Fathers, I commend you for the good work done and sacrifices you’ve made for your families. Always remember that Christ will not abandon you to do it all on your own—He will give you the grace to be the great man He created and calls you be. Happy and blessed Father’s Day.

Supreme Court and Discrimination “Based on Sex.” The Civil Rights Act of 1964 outlaws workplace discrimination based on “race, color, religion, sex, or national origin.” Last week the U.S. Supreme Court ruled that the ban on discrimination based on “sex” included discrimination based on homosexuality and transgender identification (see Bostock v. Clayton County). Of course this is terrible news for our country.

First of all, while there are religious exemptions from this ruling (under various laws, including the 1st Amendment), as the opinion says, “how these doctrines protecting religious liberty interact with Title VII are questions for future cases too.” In particular, how will these safeguards protect regular businesses (versus churches) owned by Christians who, based on their religious conviction, may not want to employ a “LGBTQ” person?

But also of concern is the employer who simply objects to dealing with all the extra workplace complications of employing a man who dresses and acts like a woman,? That employer will apparently not be exempt, and will commit a crime if he acts in a way that most people 5 years ago would have called commonsensical.

But another great concern many take away from this case is that the vote was 6 to 3, including “conservative” justices (Chief) Roberts and Gorsuch. Many wonder what this “liberal” decision indicates about their potential future votes not only on “LGBTQ” rights, but also, for example, on religious liberty and abortion?

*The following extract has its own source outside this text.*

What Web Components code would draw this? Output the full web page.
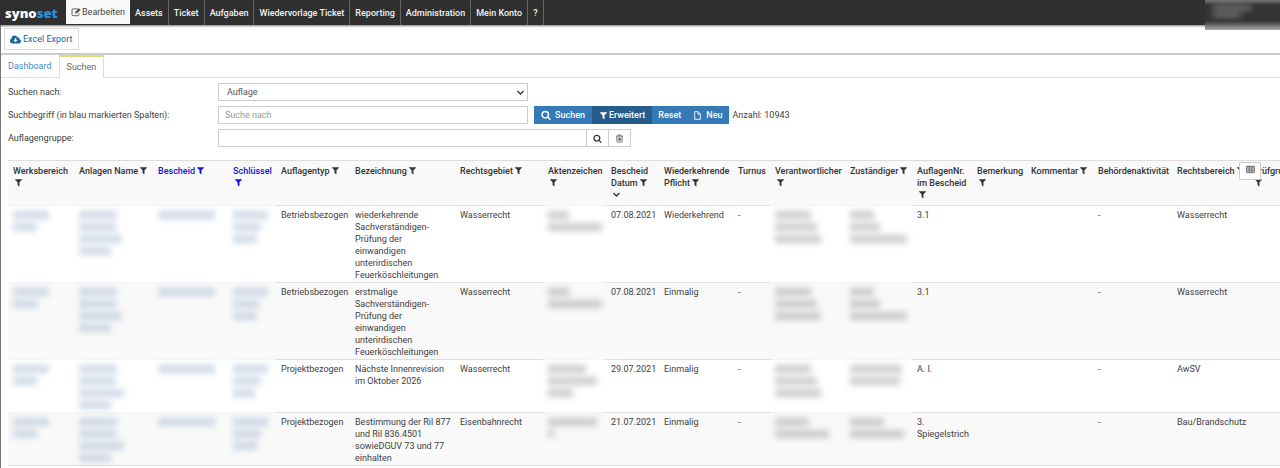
<!DOCTYPE html>
<html lang="de">
<head>
<meta charset="utf-8">
<title>synoset – Suchen</title>
<style>
  body { margin: 0; background: #fff; color: #404040; font: 9px/12px Roboto, "Liberation Sans", sans-serif; }
</style>
</head>
<body>
<app-shell>
  <app-header slot="header"></app-header>
  <tool-bar slot="tools"></tool-bar>
  <tab-bar>
    <tab-item href="#dashboard">Dashboard</tab-item>
    <tab-item href="#suchen" active>Suchen</tab-item>
  </tab-bar>
  <search-form></search-form>
  <data-grid></data-grid>
</app-shell>

<script>
const define = (name, html, after) => {
  const tpl = document.createElement('template');
  tpl.innerHTML = html;
  customElements.define(name, class extends HTMLElement {
    constructor() {
      super();
      this.attachShadow({ mode: 'open' }).append(tpl.content.cloneNode(true));
    }
    connectedCallback() { if (after) after(this, this.shadowRoot); }
  });
};

const ICONS = {
  filter: '<path d="M1595 295q17 41-14 70l-493 493v742q0 42-39 59-13 5-25 5-27 0-45-19l-256-256q-19-19-19-45v-486l-493-493q-31-29-14-70 17-39 59-39h1280q42 0 59 39z"/>',
  search: '<path d="M1216 832q0-185-131.5-316.5t-316.5-131.5-316.5 131.5-131.5 316.5 131.5 316.5 316.5 131.5 316.5-131.5 131.5-316.5zm512 832q0 52-38 90t-90 38q-54 0-90-38l-343-342q-179 124-399 124-143 0-273.5-55.5t-225-150-150-225-55.5-273.5 55.5-273.5 150-225 225-150 273.5-55.5 273.5 55.5 225 150 150 225 55.5 273.5q0 220-124 399l343 343q37 37 37 90z"/>',
  cloud: '<path fill-rule="evenodd" d="M420 1540C180 1540 0 1360 0 1130C0 960 100 820 250 750C240 450 460 250 740 250C950 250 1120 370 1200 550C1400 500 1560 640 1540 850C1690 890 1792 1020 1792 1190C1792 1390 1640 1540 1440 1540ZM780 640V960H560L900 1330L1240 960H1020V640Z"/>',
  edit: '<g fill="none" stroke="currentColor" stroke-width="150"><path d="M1180 330H370Q180 330 180 520V1370Q180 1560 370 1560H1220Q1410 1560 1410 1370V1130"/></g><path fill-rule="evenodd" d="M1430 220L1700 490L1010 1180H740V910ZM850 960V1070H950L1000 1020L900 910Z"/>',
  file: '<g fill="none" stroke="currentColor" stroke-width="170" stroke-linejoin="round"><path d="M330 120H1000L1470 590V1670H330Z"/><path d="M980 130V620H1460"/></g>',
  trash: '<g fill="none" stroke="currentColor" stroke-width="130" stroke-linejoin="round"><path d="M200 420H1590M620 400L700 180H1090L1170 400M370 430V1480Q370 1620 500 1620H1290Q1420 1620 1420 1480V430M680 700V1340M896 700V1340M1112 700V1340"/></g>',
  table: '<g fill="none" stroke="currentColor" stroke-width="130"><path d="M130 260H1660V1530H130Z"/><path d="M130 390H1660M130 800H1660M130 1170H1660M640 400V1530M1150 400V1530"/></g>',
  down: '<path d="M300 620L896 1190L1492 620" fill="none" stroke="currentColor" stroke-width="270"/>'
};

define('app-icon', `
  <style>
    :host { display: inline-block; width: 9px; height: 9px; vertical-align: -1px; }
    :host([size="m"]) { width: 10px; height: 10px; vertical-align: -2px; }
    :host([size="l"]) { width: 11px; height: 11px; vertical-align: -2px; }
    svg { display: block; width: 100%; height: 100%; fill: currentColor; }
  </style>
  <svg viewBox="0 0 1792 1792" aria-hidden="true"></svg>`,
  (el, root) => { root.querySelector('svg').innerHTML = ICONS[el.getAttribute('name')]; });

define('app-shell', `
  <style>
    :host { display: block; height: 100vh; overflow: hidden; }
    .page { display: flex; flex-direction: column; height: 100%; }
    .main { flex: 1; min-height: 0; border-left: 1px solid #777; }
  </style>
  <div class="page">
    <slot name="header"></slot>
    <div class="main"><slot name="tools"></slot><main><slot></slot></main></div>
  </div>`);

define('nav-item', `
  <style>
    :host { display: block; }
    a { display: flex; align-items: center; gap: 1px; box-sizing: border-box; height: 25px; padding: 0 5px;
        border-right: 1px solid #666; color: #f2f2f2; font-weight: 500; text-decoration: none; white-space: nowrap; }
    :host([active]) a { height: 24px; border: 0; background: #f8f8f8; color: #444; font-weight: 400; }
  </style>
  <a><slot></slot></a>`,
  (el, root) => { root.querySelector('a').href = '#' + (el.getAttribute('to') || ''); });

define('app-header', `
  <style>
    :host { display: block; height: 25px; background: #2f2f2f; box-shadow: 0 1px 2px #777; position: relative; }
    header, nav { display: flex; align-items: flex-start; }
    .logo { box-sizing: border-box; width: 66px; padding: 5px 0 0 5px; color: #fff; font: 800 13px/16px "Open Sans", sans-serif; text-decoration: none; }
    .logo span { color: #2a8fd8; }
    .user { margin-left: auto; width: 75px; height: 30px; overflow: hidden;
      background: linear-gradient(#777, #333 5px, #333 21px, #aaa 30px); }
    .user i { display: block; width: 38px; height: 5px; margin: 5px 0 0 8px; background: #777; filter: blur(3px); }
    .user i + i { width: 28px; margin: 2px 0 0 8px; }
  </style>
  <header>
    <a class="logo" href="#home">syno<span>set</span></a>
    <nav>
      <nav-item to="bearbeiten" active><app-icon name="edit" size="m"></app-icon>Bearbeiten</nav-item>
      <nav-item to="assets">Assets</nav-item>
      <nav-item to="ticket">Ticket</nav-item>
      <nav-item to="aufgaben">Aufgaben</nav-item>
      <nav-item to="wiedervorlage">Wiedervorlage Ticket</nav-item>
      <nav-item to="reporting">Reporting</nav-item>
      <nav-item to="administration">Administration</nav-item>
      <nav-item to="konto">Mein Konto</nav-item>
      <nav-item to="hilfe">?</nav-item>
    </nav>
    <div class="user"><i></i><i></i></div>
  </header>`);

define('tool-bar', `
  <style>
    :host { display: block; padding: 3px 3px; border-bottom: 2px solid #ccc; }
    button { display: flex; align-items: center; gap: 2px; height: 22px; padding: 0 6px 0 5px; border: 1px solid #ddd;
      background: #fff; color: #17659f; font: inherit; }
  </style>
  <button type="button"><app-icon name="cloud" size="l"></app-icon>Excel Export</button>`);

define('tab-bar', `
  <style>
    :host { display: flex; height: 22px; border-bottom: 1px solid #ddd; }
  </style>
  <slot></slot>`);

define('tab-item', `
  <style>
    :host { display: block; }
    a { display: block; box-sizing: border-box; height: 22px; padding: 5px 7px 0; color: #4a8abf; text-decoration: none; }
    :host([active]) a { height: 23px; padding: 4px 7px 0; border: 1px solid #ddd; border-top: 2px solid #e6d67c;
      border-bottom: 0; background: #fff; color: #666; }
  </style>
  <a><slot></slot></a>`,
  (el, root) => { root.querySelector('a').href = el.getAttribute('href'); });

define('search-form', `
  <style>
    :host { display: block; padding: 5px 7px 13px; }
    form { display: grid; grid-template-columns: 210px 1fr; row-gap: 5px; align-items: center; }
    .row { display: flex; align-items: center; height: 18px; }
    input, select { box-sizing: border-box; width: 310px; height: 18px; margin: 0; padding: 0 6px; border: 1px solid #ccc;
      border-radius: 0; background: #fff; color: #555; font: inherit; outline: 0; appearance: none; }
    select { padding: 0 8px; }
    input::placeholder { color: #999; }
    .select { display: flex; position: relative; }
    .select app-icon { position: absolute; right: 3px; top: 5px; pointer-events: none; color: #333; }
    .group { width: 369px; }
    button { display: flex; align-items: center; justify-content: center; gap: 4px; box-sizing: border-box; height: 18px;
      margin: 0; padding: 0 7px; border: 0; background: #337ab7; color: #fff; font: inherit; font-weight: 500; }
    button.on { background: #265c8c; gap: 1px; padding: 0 7px; }
    button.plain { padding: 0 6px; }
    .actions { display: flex; margin: 0 4px 0 6px; }
    .square { width: 23px; padding: 0; margin-left: -1px; border: 1px solid #ccc; background: #fff; color: #333; }
  </style>
  <form>
    <label for="kind">Suchen nach:</label>
    <div class="row"><span class="select"><select id="kind"><option>Auflage</option></select><app-icon name="down"></app-icon></span></div>
    <label for="term">Suchbegriff (in blau markierten Spalten):</label>
    <div class="row">
      <input id="term" type="text" placeholder="Suche nach">
      <div class="actions">
        <button type="button"><app-icon name="search" size="m"></app-icon>Suchen</button>
        <button type="button" class="on"><app-icon name="filter"></app-icon>Erweitert</button>
        <button type="button" class="plain">Reset</button>
        <button type="button" class="plain"><app-icon name="file"></app-icon>Neu</button>
      </div>
      <span>Anzahl: 10943</span>
    </div>
    <label for="group">Auflagengruppe:</label>
    <div class="row">
      <input id="group" class="group" type="text">
      <button type="button" class="square" aria-label="Gruppe suchen"><app-icon name="search"></app-icon></button>
      <button type="button" class="square" aria-label="Gruppe löschen"><app-icon name="trash"></app-icon></button>
    </div>
  </form>`);

/* Redacted value: one smeared bar per hidden line, lengths taken from "lines". */
define('redacted-text', `
  <style>
    :host { display: block; color: #999; }
    :host([link]) { color: #9fb4cf; }
    i { display: block; height: 8px; margin: 2px 0; background: currentColor; filter: blur(3px); opacity: .5; }
    i + i { margin-top: 4px; }
  </style>`,
  (el, root) => {
    for (const w of el.getAttribute('lines').split(' ')) {
      const bar = document.createElement('i');
      bar.style.width = w + 'px';
      root.append(bar);
    }
  });

/* title, column width, has filter, searchable */
const COLUMNS = [
  ['Werksbereich', 66, 1], ['Anlagen Name', 79, 1], ['Bescheid', 75, 1, 1], ['Schlüssel', 48, 1, 1],
  ['Auflagentyp', 74, 1], ['Bezeichnung', 105, 1], ['Rechtsgebiet', 88, 1], ['Aktenzeichen', 63, 1],
  ['Bescheid Datum', 53, 1], ['Wiederkehrende Pflicht', 74, 1], ['Turnus', 37, 0], ['Verantwortlicher', 75, 1],
  ['Zuständiger', 67, 1], ['AuflagenNr. im Bescheid', 60, 1], ['Bemerkung', 54, 1], ['Kommentar', 67, 1],
  ['Behördenaktivität', 79, 0], ['Rechtsbereich', 76, 1], ['Prüfgru', 40, 1]
];
const link = lines => ({ lines, link: true });
const gray = lines => ({ lines });
const ROWS = [
  [link('36 24'), link('38 37 43 32'), link('57'), link('35 28 24'), 'Betriebsbezogen',
   'wiederkehrende Sachverständigen-Prüfung der einwandigen unterirdischen Feuerköschleitungen', 'Wasserrecht', gray('21 54'),
   '07.08.2021', 'Wiederkehrend', '-', gray('36 42 46'), gray('24 30 57'), '3.1', '', '', '-', 'Wasserrecht', ''],
  [link('36 24'), link('38 37 43 32'), link('57'), link('35 26 24'), 'Betriebsbezogen',
   'erstmalige Sachverständigen-Prüfung der einwandigen unterirdischen Feuerköschleitungen', 'Wasserrecht', gray('21 54'),
   '07.08.2021', 'Einmalig', '-', gray('36 42 46'), gray('24 30 57'), '3.1', '', '', '-', 'Wasserrecht', ''],
  [link('36 24'), link('38 37 45 32'), link('57'), link('35 28 22'), 'Projektbezogen',
   'Nächste Innenrevision im Oktober 2026', 'Wasserrecht', gray('38 49 25'),
   '29.07.2021', 'Einmalig', '-', gray('36 42 46'), gray('52 50'), 'A. I.', '', '', '-', 'AwSV', ''],
  [link('36 24'), link('38 37 45 32'), link('57'), link('35 28 24'), 'Projektbezogen',
   'Bestimmung der Ril 877 und Ril 836.4501 sowieDGUV 73 und 77 einhalten', 'Eisenbahnrecht', gray('49 6'),
   '21.07.2021', 'Einmalig', '-', gray('34 54'), gray('34 54'), '3. Spiegelstrich', '', '', '-', 'Bau/Brandschutz', ''],
  ['', '', '', '', '', '', '', '', '', '', '', '', '', '', '', '', '', '', '']
];

define('data-grid', `
  <style>
    :host { display: block; position: relative; margin-left: 7px; }
    .scroll { overflow: hidden; }
    table { table-layout: fixed; border-collapse: separate; border-spacing: 0; }
    th, td { box-sizing: border-box; padding: 3px 0 1px 5px; border-top: 1px solid #ddd; text-align: left; vertical-align: top; }
    th { height: 45px; padding-top: 4px; background: #f9f9f9; color: #333; font-weight: 500; }
    th app-icon { margin-left: 1px; }
    th .sort { display: block; }
    th.key { color: #1414e0; }
    tbody tr:nth-child(even) { background: #f9f9f9; }
    td:nth-child(6) { padding-right: 16px; }
    tbody tr:nth-child(n+3) td:nth-child(6) { padding-right: 4px; }
    td.hidden { border-top-color: #f4f4f4; }
    .columns { position: absolute; right: 19px; top: 2px; width: 22px; height: 18px; display: flex; align-items: center;
      justify-content: center; padding: 0 0 3px; border: 1px solid #ccc; background: #fff; color: #333; }
  </style>
  <div class="scroll"><table><colgroup></colgroup><thead><tr></tr></thead><tbody></tbody></table></div>
  <button type="button" class="columns" aria-label="Spalten wählen"><app-icon name="table"></app-icon></button>`,
  (el, root) => {
    const head = root.querySelector('thead tr');
    const group = root.querySelector('colgroup');
    let total = 0;
    for (const [title, width, filter, key] of COLUMNS) {
      total += width;
      const col = document.createElement('col');
      col.style.width = width + 'px';
      group.append(col);
      const th = document.createElement('th');
      th.scope = 'col';
      if (key) th.className = 'key';
      th.innerHTML = title + (filter ? '<app-icon name="filter"></app-icon>' : '') +
        (title === 'Bescheid Datum' ? '<span class="sort"><app-icon name="down"></app-icon></span>' : '');
      head.append(th);
    }
    root.querySelector('table').style.width = total + 'px';
    const body = root.querySelector('tbody');
    for (const row of ROWS) {
      const tr = body.insertRow();
      for (const value of row) {
        const td = tr.insertCell();
        if (value.lines) {
          td.className = 'hidden';
          td.innerHTML = `<redacted-text lines="${value.lines}"${value.link ? ' link' : ''}></redacted-text>`;
        } else td.textContent = value;
      }
    }
  });
</script>
</body>
</html>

I am not here to be an apologist for these two men, and their votes did unnerve me, and very much concern me. And I’m not a lawyer. But after reading the rulings, and talking to some lawyers “close to the Court,” I think maybe it’s yet not time to give up on Roberts and Gorsuch.

In particular, Roberts dissented vehemently in the SCOTUS ruling in 2015 (Obergefell) allowing “gay marriage.” And in this case (Bostock) he did not right an opinion. So why did he join the liberal judges in this vote? To make a long argument short, when the Chief Justice votes with majority (winning side) in a case, he gets to pick the Justice who will write the opinion, but if he votes with the minority (losing side) he has no say. And remember, it’s not just the vote that counts—the language of the opinion affects how that case will be applied in the future. So, in some cases, I’m told, when Roberts is inclined to vote with the minority, he switches to vote with the majority (which he disagrees with) so that he can pick the majority justice who will write the least harmful opinion. In this case, knowing Gorsuch would create majority with the 4 “liberal” Justices,  Roberts might have disagreed with the majority but voted with them so he could appoint Gorsuch to write a much less harmful opinion than what one of the “liberal” justices would write.

As far Gorsuch goes, he came to the Court with a reputation for being not simply “conservative” but also a “textualist”— following the text of the law, and not try to read anything else into it. For example, the text of the Constitution does not include anything about a right to “gay marriage” or abortion, so a textualist would tend say “no” to those supposed rights. But a textualist like Gorsuch might also look at the text of the Civil Rights Act that outlaws discrimination “based on…sex” and say, if an employer fires a male for being sexually active with males, but would not fire a female for that very same activity (being sexually active with males), the employer is discriminating based on the sex of the employee.

Now, along with Justices Alito, Cavanaugh and Thomas, I do not agree with this reading of the text. Alito’s dissent focused on the ordinary meaning of the statute’s words in 1964. “Discrimination “because of sex” was not understood as having anything to do with discrimination because of sexual orientation or transgender status. Any such notion would have clashed in spectacular fashion with the societal norms of the day….And the plain truth is that in 1964 homosexuality was thought to be a mental disorder…” In his separate written dissent Justice Kavanaugh calls Gorsuch’s approach not “textualist” but “literalist.”

            So I’m very upset, but not ready to give up on the Court. Yet. And maybe some of you can come down from that ledge now, so to speak.

Congratulations. The week before last, I administered the Sacrament of Confirmation to about 50 of our young people, and we continue to give First Holy Communion to our 2nd Graders. Congratulations to you all, and God bless you. Thanks for your beautiful example of faith in Jesus!